East London Liquor Co.

Tags

Botanicals distillery

East London Liquor Company was founded in 2014, in renovated warehousing on the canal banks of Victoria Park, in the heart of London’s East End. Here's how it started:

Actor-turned-bartender, Alex Wolpert, left drama school in 2006 and spent his 20s living in East London, working behind bars. At the time, big brands were investing big to stay big, before independent craft spirits rocked up, some with crazy price tags that were supposed to signify high quality.



Exasperated by customers calling for only expensive brands to make the perfect drink, Alex thought maybe the time had come to quit his job and to fight for everyone that wanted affordable excellence, but without the vanity pricing and packaging. It was in 2013 when a friend challenged Alex to set up his own business. Over the next few weeks Alex sought out industry advice on how and what to do. The resounding advice was don’t do it. So he did, supported by his kick-ass bosses at Barworks.



Six months later he borrowed against his Hackney flat, convinced the bar owners of Barworks (his bosses at the time) to invest in his vision and cycled the waterways of East London until he found a disused glue factory warehouse-cum-boozer that had closed down, next to Victoria Park. He then ordered two copper pot stills from Germany and in 2014 Alex set up East London Liquor Company. In the first year the team of five were producing 1,000 bottles of gin a month for East London bars and restaurants.

Nowadays it’s not uncommon for a distillery to have a small bar that serves samples of spirits, but the bar at ELLC is a different beast altogether, serving an array of cocktails, wine and food with the distillery on display behind a huge glass wall. Is it a distillery with a bar or a bar with a distillery? We’re not sure, but we sure as hell like it.

What with being a bar as well as a distillery, ELLC have taken the approach of making pretty much all of the spirits a bar needs: vodka, rum, whisky, and gin. And they don't just make one gin, but four.

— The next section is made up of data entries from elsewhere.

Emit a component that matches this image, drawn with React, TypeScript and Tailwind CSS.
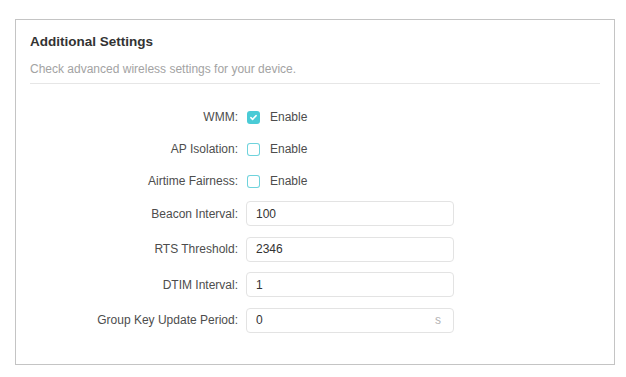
import { useState } from 'react'

// --- Checkbox row ---

function CheckRow({ label, checked }: { label: string; checked: boolean }) {
  const [on, setOn] = useState(checked)
  return (
    <div className="flex h-8 items-center">
      <div className="w-[208px] text-right text-[12px] text-[#4d4d4d]">{label}</div>
      <div
        role="checkbox"
        aria-checked={on}
        onClick={() => setOn(!on)}
        className={
          on
            ? 'ml-[9px] flex h-[13px] w-[13px] cursor-pointer items-center justify-center rounded-[3px] bg-[#4acbd6]'
            : 'ml-[9px] h-[13px] w-[13px] cursor-pointer rounded-[3px] bg-white shadow-[inset_0_0_0_1px_#6fd3dc]'
        }
      >
        {on && (
          <svg viewBox="0 0 12 12" className="h-[9px] w-[9px]" fill="none" stroke="white" strokeWidth={2} strokeLinecap="round" strokeLinejoin="round">
            <path d="M2.5 6.2l2.3 2.3L9.5 3.5" />
          </svg>
        )}
      </div>
      <span className="ml-[10px] text-[12px] text-[#4d4d4d]">Enable</span>
    </div>
  )
}

// --- Input row ---

function InputRow({ label, value, unit }: { label: string; value: string; unit?: string }) {
  return (
    <div className="flex h-[35.5px] items-center">
      <div className="w-[208px] text-right text-[12px] text-[#4d4d4d]">{label}</div>
      <div className="ml-2 flex h-[25px] w-[208px] items-center rounded-[4px] border border-[#e3e3e3] bg-white pl-[9px] pr-[12px]">
        <input
          defaultValue={value}
          className="w-full bg-transparent text-[12px] text-[#333] outline-none"
        />
        {unit && <span className="text-[12px] text-[#b3b3b3]">{unit}</span>}
      </div>
    </div>
  )
}

export default function App() {
  return (
    <div className="h-[377px] w-[626px] bg-white pl-[15px] pt-[19px] font-['Liberation_Sans',Arial,sans-serif]">
      <div className="h-[346px] w-[600px] border border-[#c4c4c4] px-[14px] pt-[14px]">
        <h2 className="text-[13.5px] leading-4 font-bold text-[#333]">Additional Settings</h2>
        <p className="mt-[11px] text-[12px] leading-4 text-[#a3a3a3]">
          Check advanced wireless settings for your device.
        </p>
        <div className="mt-[6px] h-px w-[570px] bg-[#e6e6e6]" />
        <div className="mt-[17px]">
          <CheckRow label="WMM:" checked />
          <CheckRow label="AP Isolation:" checked={false} />
          <CheckRow label="Airtime Fairness:" checked={false} />
        </div>
        <div className="-mt-[1px]">
          <InputRow label="Beacon Interval:" value="100" />
          <InputRow label="RTS Threshold:" value="2346" />
          <InputRow label="DTIM Interval:" value="1" />
          <InputRow label="Group Key Update Period:" value="0" unit="s" />
        </div>
      </div>
    </div>
  )
}
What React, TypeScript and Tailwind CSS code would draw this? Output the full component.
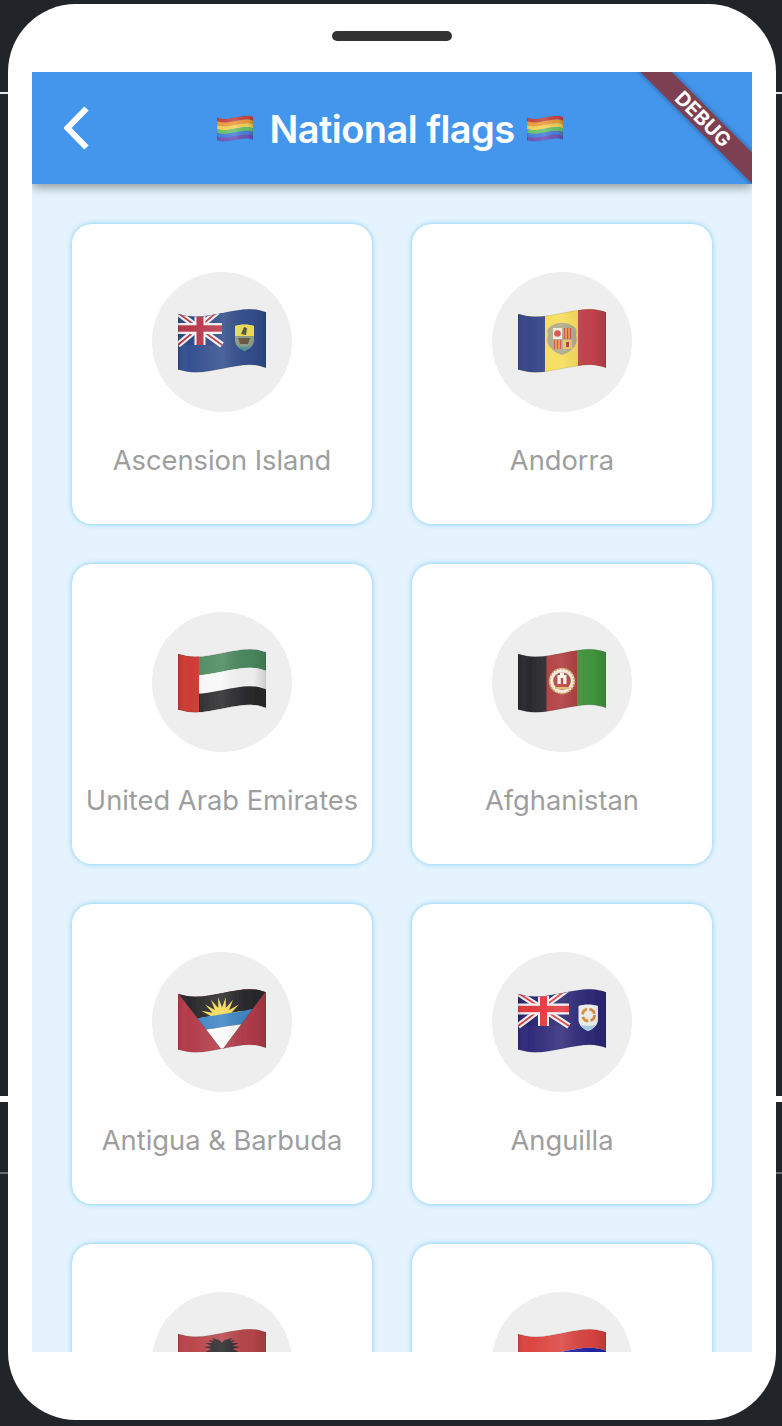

Their standard "Gin" uses a relatively classic botanical mix of juniper, coriander seed, angelica root, cardamon, cubeb berries, lemon peel, and pink grapefruit peel. It's bottled at 40% and therefore perfect for a G&T. 

Their "Brighter" gin gets its brightness from a more dominant pink grapefruit presence, plus cassia (cinnamon) and Darjeeling tea (with cardamon and lemon removed). It's bottled at 45% and great in a martini, where the tea note really reveals itself.

"Louder" brings in Mediterranean elements, like orris root, fennel seeds, lavender, bay, sage, thyme, and savory. It also ups the ABV to 47%. This is a bolder, bigger - and, yes, louder - gin that really stands up to powerful ingredients in drinks like the negroni and red snapper. 

The final gin made at ELLC is "Kew", which is in partnership with Kew Botanic Gardens in west London. Kew's head botanist hand-harvests a monthly dump of Douglas fir and lavender for distillation in this gin, and 10% of all sales go back to supporting 260 years of science and 16,000 species of plants. It's gin that gives power to the pollinators, because there's no booze without bugs. 

ELLC currently distribute their spirits nationwide across the UK and export globally to 15 countries, including five states in the U.S. and Sweden’s Systembolaget monopoly scheme.